As Noah Feldman, fellow at the Council on Foreign Relations, put it in the Times Magazine this weekend:
Yet despite the surface similarities between Iraq and Afghanistan, the differences run deep, as Gen. David McKiernan, commander of U.S. forces in Afghanistan, has acknowledged. The very words policymakers use when discussing Iraq — “nation,” “tribe,” “radical,” “Islamist,” even “Al Qaeda” — mean different things in the Afghan context. In the complex world of counterinsurgency, getting these subtleties of anthropology and sociology right determines success or failure.

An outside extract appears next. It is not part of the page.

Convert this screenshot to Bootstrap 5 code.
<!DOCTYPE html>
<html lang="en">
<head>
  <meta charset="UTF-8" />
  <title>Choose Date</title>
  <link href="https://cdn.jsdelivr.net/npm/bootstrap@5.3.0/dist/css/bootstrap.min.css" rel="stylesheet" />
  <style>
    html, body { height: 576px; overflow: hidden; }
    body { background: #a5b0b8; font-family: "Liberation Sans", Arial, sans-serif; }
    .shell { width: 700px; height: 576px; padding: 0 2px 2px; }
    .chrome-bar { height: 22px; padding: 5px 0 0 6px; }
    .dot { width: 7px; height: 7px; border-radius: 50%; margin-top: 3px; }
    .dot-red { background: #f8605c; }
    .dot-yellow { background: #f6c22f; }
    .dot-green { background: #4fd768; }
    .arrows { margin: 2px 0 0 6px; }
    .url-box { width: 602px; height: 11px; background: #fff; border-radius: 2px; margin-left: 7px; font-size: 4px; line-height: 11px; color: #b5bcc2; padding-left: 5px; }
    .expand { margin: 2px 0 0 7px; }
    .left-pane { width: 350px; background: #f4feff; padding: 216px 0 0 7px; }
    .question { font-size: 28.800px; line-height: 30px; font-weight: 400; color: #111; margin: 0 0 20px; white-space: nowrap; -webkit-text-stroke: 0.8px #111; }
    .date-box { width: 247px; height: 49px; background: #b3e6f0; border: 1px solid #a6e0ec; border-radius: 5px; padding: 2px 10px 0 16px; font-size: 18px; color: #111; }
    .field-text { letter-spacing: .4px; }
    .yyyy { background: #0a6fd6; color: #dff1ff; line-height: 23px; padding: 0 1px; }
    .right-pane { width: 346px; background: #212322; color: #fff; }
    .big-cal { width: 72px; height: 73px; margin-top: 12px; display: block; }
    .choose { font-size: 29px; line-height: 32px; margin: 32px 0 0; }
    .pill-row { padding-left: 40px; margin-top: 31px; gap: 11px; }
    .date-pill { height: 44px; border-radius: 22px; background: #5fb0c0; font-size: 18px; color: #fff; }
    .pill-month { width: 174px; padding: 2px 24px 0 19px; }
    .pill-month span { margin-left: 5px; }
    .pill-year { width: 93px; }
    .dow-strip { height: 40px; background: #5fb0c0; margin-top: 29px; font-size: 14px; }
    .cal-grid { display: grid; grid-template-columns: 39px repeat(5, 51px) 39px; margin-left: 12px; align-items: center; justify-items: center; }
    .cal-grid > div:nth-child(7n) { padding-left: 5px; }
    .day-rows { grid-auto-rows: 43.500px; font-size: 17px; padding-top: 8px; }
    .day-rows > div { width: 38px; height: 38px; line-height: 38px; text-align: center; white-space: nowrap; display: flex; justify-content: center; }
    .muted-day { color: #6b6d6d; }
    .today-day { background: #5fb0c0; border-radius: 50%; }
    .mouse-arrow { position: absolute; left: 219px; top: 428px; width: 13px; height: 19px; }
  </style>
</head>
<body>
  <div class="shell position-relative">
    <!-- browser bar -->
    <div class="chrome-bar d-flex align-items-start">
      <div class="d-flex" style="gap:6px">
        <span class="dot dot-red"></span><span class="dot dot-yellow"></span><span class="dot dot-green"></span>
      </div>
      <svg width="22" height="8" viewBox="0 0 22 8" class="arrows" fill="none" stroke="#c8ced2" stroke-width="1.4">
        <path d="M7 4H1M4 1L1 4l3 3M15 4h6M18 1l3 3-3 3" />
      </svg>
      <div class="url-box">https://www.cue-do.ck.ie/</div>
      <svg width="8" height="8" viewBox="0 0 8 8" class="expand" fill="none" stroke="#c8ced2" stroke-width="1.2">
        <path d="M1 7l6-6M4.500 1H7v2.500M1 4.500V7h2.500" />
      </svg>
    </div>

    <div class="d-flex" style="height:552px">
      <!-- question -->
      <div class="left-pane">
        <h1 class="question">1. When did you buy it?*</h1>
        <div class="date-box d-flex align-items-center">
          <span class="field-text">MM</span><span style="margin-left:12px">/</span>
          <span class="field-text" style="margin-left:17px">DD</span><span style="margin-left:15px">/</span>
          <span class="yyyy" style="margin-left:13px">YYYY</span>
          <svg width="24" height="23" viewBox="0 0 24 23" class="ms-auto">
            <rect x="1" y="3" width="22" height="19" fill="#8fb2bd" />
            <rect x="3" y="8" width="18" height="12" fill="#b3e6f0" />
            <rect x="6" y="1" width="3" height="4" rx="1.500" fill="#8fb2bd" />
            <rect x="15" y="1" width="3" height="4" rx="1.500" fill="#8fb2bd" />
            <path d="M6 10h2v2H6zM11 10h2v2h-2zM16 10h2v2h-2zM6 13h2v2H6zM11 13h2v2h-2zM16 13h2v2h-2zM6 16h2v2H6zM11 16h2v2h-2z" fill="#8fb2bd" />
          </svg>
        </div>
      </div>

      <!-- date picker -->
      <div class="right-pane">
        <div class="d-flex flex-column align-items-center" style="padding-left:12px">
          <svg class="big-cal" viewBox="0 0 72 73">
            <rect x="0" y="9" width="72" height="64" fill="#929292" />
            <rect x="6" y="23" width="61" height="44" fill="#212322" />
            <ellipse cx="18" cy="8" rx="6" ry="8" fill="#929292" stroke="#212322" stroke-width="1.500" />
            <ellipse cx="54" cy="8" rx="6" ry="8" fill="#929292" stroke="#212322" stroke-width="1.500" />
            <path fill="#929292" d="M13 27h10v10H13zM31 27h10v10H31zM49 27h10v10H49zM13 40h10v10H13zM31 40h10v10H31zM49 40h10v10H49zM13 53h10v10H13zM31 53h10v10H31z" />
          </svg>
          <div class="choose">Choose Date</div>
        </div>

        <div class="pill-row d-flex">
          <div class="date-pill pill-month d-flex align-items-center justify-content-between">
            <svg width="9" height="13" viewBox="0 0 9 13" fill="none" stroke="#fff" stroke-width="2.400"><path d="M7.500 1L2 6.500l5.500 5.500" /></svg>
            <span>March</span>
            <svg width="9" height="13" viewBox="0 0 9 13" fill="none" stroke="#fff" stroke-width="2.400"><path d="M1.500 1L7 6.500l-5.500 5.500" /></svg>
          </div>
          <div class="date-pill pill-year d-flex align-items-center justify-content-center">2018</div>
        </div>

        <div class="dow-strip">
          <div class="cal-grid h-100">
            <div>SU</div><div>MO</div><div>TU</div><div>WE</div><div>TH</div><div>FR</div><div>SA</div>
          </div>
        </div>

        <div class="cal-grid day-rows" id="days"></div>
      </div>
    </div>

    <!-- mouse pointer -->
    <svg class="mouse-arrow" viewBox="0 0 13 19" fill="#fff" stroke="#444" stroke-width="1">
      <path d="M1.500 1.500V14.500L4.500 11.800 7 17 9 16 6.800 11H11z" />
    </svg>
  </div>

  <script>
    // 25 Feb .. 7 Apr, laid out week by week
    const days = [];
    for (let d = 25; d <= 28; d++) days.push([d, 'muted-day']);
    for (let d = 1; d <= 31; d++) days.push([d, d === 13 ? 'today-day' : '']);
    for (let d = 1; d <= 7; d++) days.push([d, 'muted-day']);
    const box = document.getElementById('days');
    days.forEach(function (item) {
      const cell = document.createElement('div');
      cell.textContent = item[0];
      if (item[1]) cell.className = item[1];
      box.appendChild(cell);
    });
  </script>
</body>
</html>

The accomplishment of the U.S. strategy in Iraq has been to separate Sunni sheiks from the Qaeda-affiliated radicals — many of them non-Iraqis — who came to dominate their locales during the insurgency. The sheiks knew their authority would be enhanced if they could deliver patronage from the U.S. and the Iraqi government — after all, that is how they secured their power from the era of British colonial rule right up through the reign of Saddam. You could almost say the Iraqi tribal structure was built for the very purpose to which the U.S. counterinsurgency eventually put it.
By contrast, Afghanistan’s tribes — a term that covers everything from large confederations to cousin-networks and extended families — are not natural vehicles for creating loyalty to a central government. To the contrary, for many years the tribal confederations have functioned as proxies for foreign powers. As a result, the tribes are past masters at playing international interests against one another. Even if we can revive the traditional tribal structures, the result might be more chaotic than the situation now; a tribal strategy is as likely to increase internal conflict as to effect reconciliation.
Let’s not fight the last war all over again. Let’s not repeat the mistakes we made in Iraq. We need a radical change of strategy, not an escalation. We need more diplomacy, more creativity, and more regional agreement.
We cannot afford to repeat our mistakes, and that includes the grave errors the media makes when reporting lies as fact.